The DBFT consensus method is fairly complicated and you can find a detailed breakdown on how it works in the NEO documentation. In simple English, when a NEO wallet holder stakes their NEO they will be able to vote on whether a transaction is valid. A “speaker” issues an order and the delegates (NEO holders) need to achieve a 66% consensus upon whether the block is valid. If consensus can’t be reached because the node is dishonest (faulty or malicious) a new speaker is selected who has a different view of the network and attempts to form consensus. This continues until either “faulty” nodes outnumber “correct” nodes and consensus shifts, or until 66% consensus is found.
This approach has a couple of major advantages over Proof-of-work consensus. The first is that it consumes far less power, which in turn makes using the NEO network cheaper and more environmentally friendly. The second is that it helps to prevent bottlenecks and means that large mining groups don’t have power over the network. Since all you need to do to participate in the network is keep your NEO in a wallet, almost every long term NEO holder is contributing to the security of the network.
It also means that any change to the NEO blockchain is final. In other words no hard-forks can occur, if the NEO code change the entire network will adopt it, rather than there being two chains continuing simultaneously. This makes NEO far more attractive for businesses as it provides stability and ensures information and projects can’t become irrelevant thanks to a fork.
Is NEO’s smart platform is more ambitious than Ethereum’s?
When Ethereum first came into being their idea was disruptive. They have received interest from major companies around the globe and the ERC20 platform has proven to be very popular. The Ethereum platform is all about giving developers and users more control through their powerful Dapps platform. As ambitious as this idea is its nothing compared to NEO’s plans to build the smart economy of the future.
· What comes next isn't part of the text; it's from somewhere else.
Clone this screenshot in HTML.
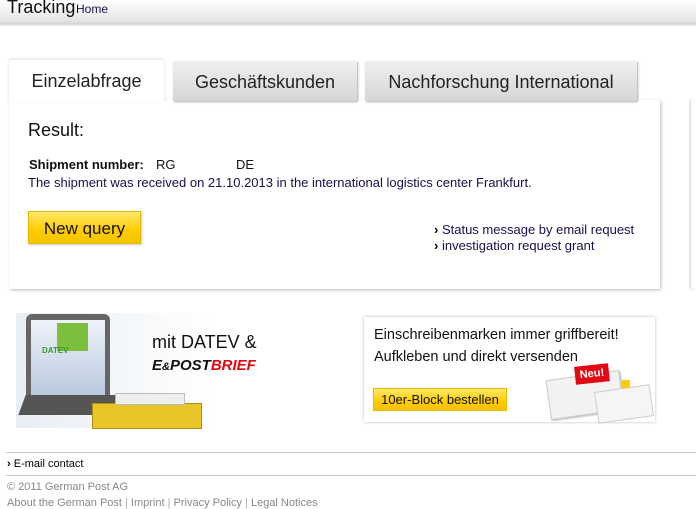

NEO is explicitly designing their product to be the foundation of this new smart economy and it has required the cryptocurrency to develop a huge number of features that Ethereum is simply incapable of matching. The best way to understand the significance of this is to break down the three core components of NEO’s smart economy.
Smart contracts 2.0
Ethereum already uses smart contracts and they’re a very powerful tool. They allow users to define a contract that will trigger once certain criteria have been met. In the case of Ethereum these smart contracts have to be programmed in solidity the native programming language for Ethereum.
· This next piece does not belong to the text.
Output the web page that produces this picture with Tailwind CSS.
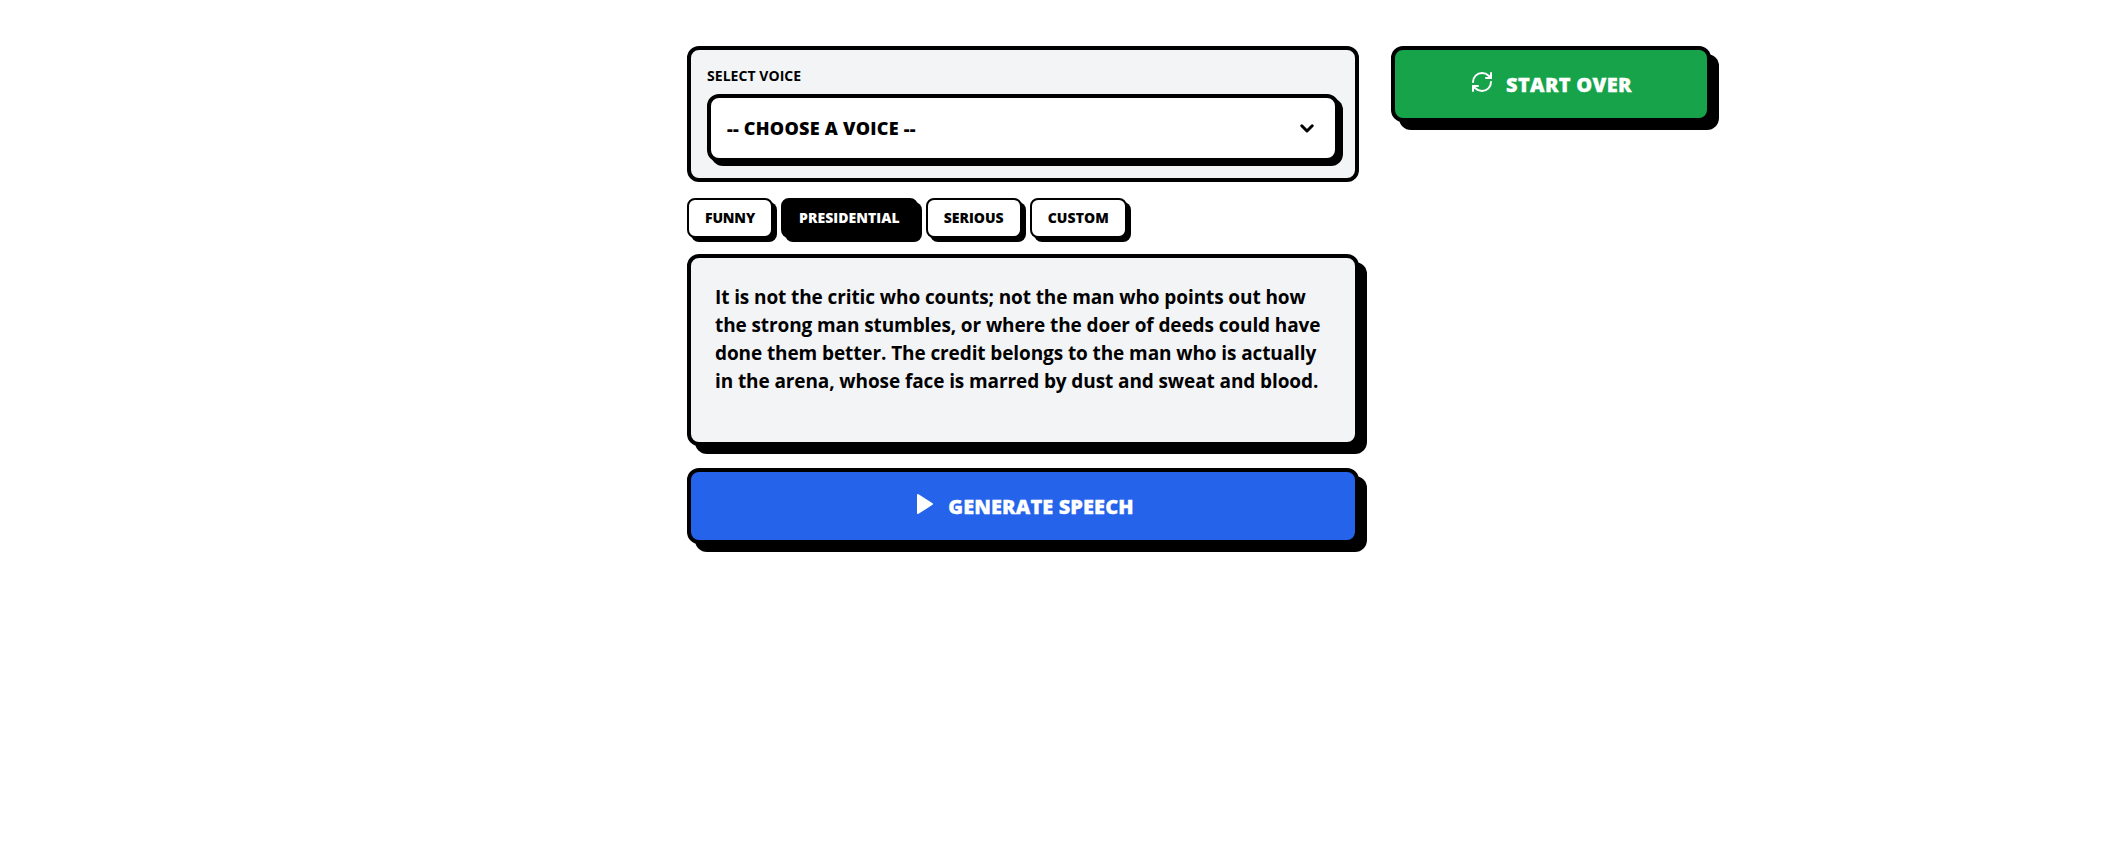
<!DOCTYPE html>
<html><head><meta charset="utf-8"><script src="https://cdn.jsdelivr.net/npm/@tailwindcss/browser@4"></script></head>
<body class="bg-white text-black font-['Open_Sans','Noto_Sans',sans-serif]">
<div class="min-h-[863px] flex items-start gap-8 pl-[687px] pt-[46px]">
  <div class="w-[672px] flex flex-col">
    <div class="bg-[#f3f4f6] border-4 border-black rounded-xl p-4">
      <div class="text-sm font-bold leading-5 mb-2 tracking-[0.05px]">SELECT VOICE</div>
      <div class="flex items-center justify-between h-[68px] bg-white border-4 border-black rounded-xl shadow-[4px_4px_0_0_#000] px-4">
        <span class="text-lg font-extrabold tracking-[0.25px]">-- CHOOSE A VOICE --</span>
        <svg class="w-[18px] h-[18px] mr-[3px]" viewBox="0 0 24 24" fill="none" stroke="#000" stroke-width="4" stroke-linecap="round" stroke-linejoin="round"><path d="M5 9l7 7 7-7"/></svg>
      </div>
    </div>
    <div class="flex gap-2 mt-4">
      <button class="h-10 px-4 bg-white border-2 border-black rounded-lg shadow-[4px_4px_0_0_#000] text-sm font-extrabold tracking-[-0.15px]">FUNNY</button>
      <button class="h-10 px-4 bg-black text-white border-2 border-black rounded-lg shadow-[4px_4px_0_0_#000] text-sm font-extrabold tracking-[0.05px]">PRESIDENTIAL</button>
      <button class="h-10 px-4 bg-white border-2 border-black rounded-lg shadow-[4px_4px_0_0_#000] text-sm font-extrabold">SERIOUS</button>
      <button class="h-10 px-4 bg-white border-2 border-black rounded-lg shadow-[4px_4px_0_0_#000] text-sm font-extrabold tracking-[0.1px]">CUSTOM</button>
    </div>
    <div class="mt-4 h-[192px] bg-[#f3f4f6] border-4 border-black rounded-xl shadow-[8px_8px_0_0_#000] px-6 pt-[25px] text-[19px] leading-7 font-bold tracking-[-0.1px] whitespace-nowrap">It is not the critic who counts; not the man who points out how<br>the strong man stumbles, or where the doer of deeds could have<br>done them better. The credit belongs to the man who is actually<br>in the arena, whose face is marred by dust and sweat and blood.</div>
    <button class="mt-[22px] h-[76px] pt-[2px] flex items-center justify-center gap-3 bg-[#2563eb] text-white border-4 border-black rounded-xl shadow-[8px_8px_0_0_#000] text-xl font-extrabold tracking-[0.1px] [-webkit-text-stroke:0.3px_#fff]">
      <svg class="w-6 h-6 -mt-[6px]" viewBox="0 0 24 24" fill="#fff" stroke="#fff" stroke-width="2" stroke-linejoin="round"><path d="M6 3l14 9-14 9z"/></svg>GENERATE SPEECH
    </button>
  </div>
  <button class="w-[320px] h-[76px] pt-[2px] flex items-center justify-center gap-3 bg-[#16a34a] text-white border-4 border-black rounded-xl shadow-[8px_8px_0_0_#000] text-xl font-extrabold tracking-[0.3px] [-webkit-text-stroke:0.3px_#fff]">
    <svg class="w-6 h-6 -mt-[6px]" viewBox="0 0 24 24" fill="none" stroke="#fff" stroke-width="2" stroke-linecap="round" stroke-linejoin="round"><path d="M3 12a9 9 0 0 1 9-9 9.75 9.75 0 0 1 6.74 2.74L21 8"/><path d="M21 3v5h-5"/><path d="M21 12a9 9 0 0 1-9 9 9.75 9.75 0 0 1-6.74-2.74L3 16"/><path d="M8 16H3v5"/></svg>START OVER
  </button>
</div>
</body></html>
NEO has taken this idea and made it more accessible. It’s possible to program a NEO contract in five common programming languages including Python, C# and Javascript. While there are advantages to using a custom designed programming language NEO’s approach gives them a huge advantage. By focusing on making their software as accessible as possible they are more likely to see wider uptake of smart contracts.
NEO also uses its virtual machines to optimize smart contracts before they go live. This means that the smart contracts automatically make themselves more efficient and faster to execute. Ethereum has indicated that they want to include this feature but haven’t yet set a timeline, which gives NEO a distinct edge.
Digital Identity
While most cryptocurrency users are focused on remaining anonymous NEO is trying to make sure that everybody knows who they are dealing with. This is essential if the NEO ecosystem is to comply with existing Know Your Customer (KYC) and Anti Money Laundering (AML) legislation. NEO’s digital identity will be in line with internationally agreed norms and is built in partnership with THEKEY, a cryptocurrency being developed on the NEO platform.
Ethereum does require Dapps to build digital identities that are then stored on the blockchain but the process is not as central as it is for Ethereum.
Digital assets
One of the big strengths of NEO’s platform is the ability to digitize real-world assets. A user will be able to take their car, house, baseball cards, whatever it is they want to sell and represent it digitally on the blockchain. Each asset will then be secured on the blockchain using an online certificate so it can be verified.
Ethereum is absolutely capable of digitizing assets but with one key caveat. They will not necessarily be regulatory compliant. This gives NEO a big advantage when attempting to encourage financial firms to make use of their platform.
Neo or Ethereum, which should you invest in?
While NEO has the edge in technology Ethereum has an established user base and a huge first-mover advantage. It’s also not a given that NEO and Ethereum will ever end up in direct competition as their end-games are slightly different. Ethereum is now mostly focused upon Dapps and NEO is very much gearing towards a future regulated smart economy.
That being said there are some signs that the ground is shifting in NEO’s favour. The “content economy ICO” Narrative was originally created for the Ethereum blockchain but frustration with recent bottlenecks and the growing pains experienced by Ethereum their founder, Ted O’Neill, decided to make the shift to NEO. In a blog post he said that decided to make the switch because he was impressed with NEO’s future features and the plans for a smart economy. If more projects begin to make the switch from ERC20 then Ethereum will begin to see its first mover advantage slip away, however this kind of shift will likely take place beyond 2018.
The main argument for investing in NEO is that the token is still undervalued and has a lot of room to grow. NEO largely avoided the downturn experienced in January and has been steadily growing, this is in part due to the fact it wasn’t heavily traded to begin with. If NEO see’s wider uptake in the business world then it is likely that the price will see a huge increase as investors scramble to get involved.
In the end what works for NEO doesn’t necessarily have to hurt Ethereum. While they use similar tools NEO is arguably targeting a different market that will see it attract different kinds of businesses. The key area of competition are Dapps; if Ethereum begins to lose more projects to NEO then there is a risk that it could negatively affect the price of Ether.
All things considered NEO and Ethereum are very different kinds of investments. If you value stability and are happy to see smaller returns then you should put your money into Ethereum. If you are willing to take a bigger risk in turn for a larger reward then NEO is the better investment in 2018.
This does not constitute investment advice and your capital is at risk. The authors views do not necessarily represent the views of allcrypto.com and you should always do your own due diligence before making any investment decision. Only ever invest capital that you can afford to lose.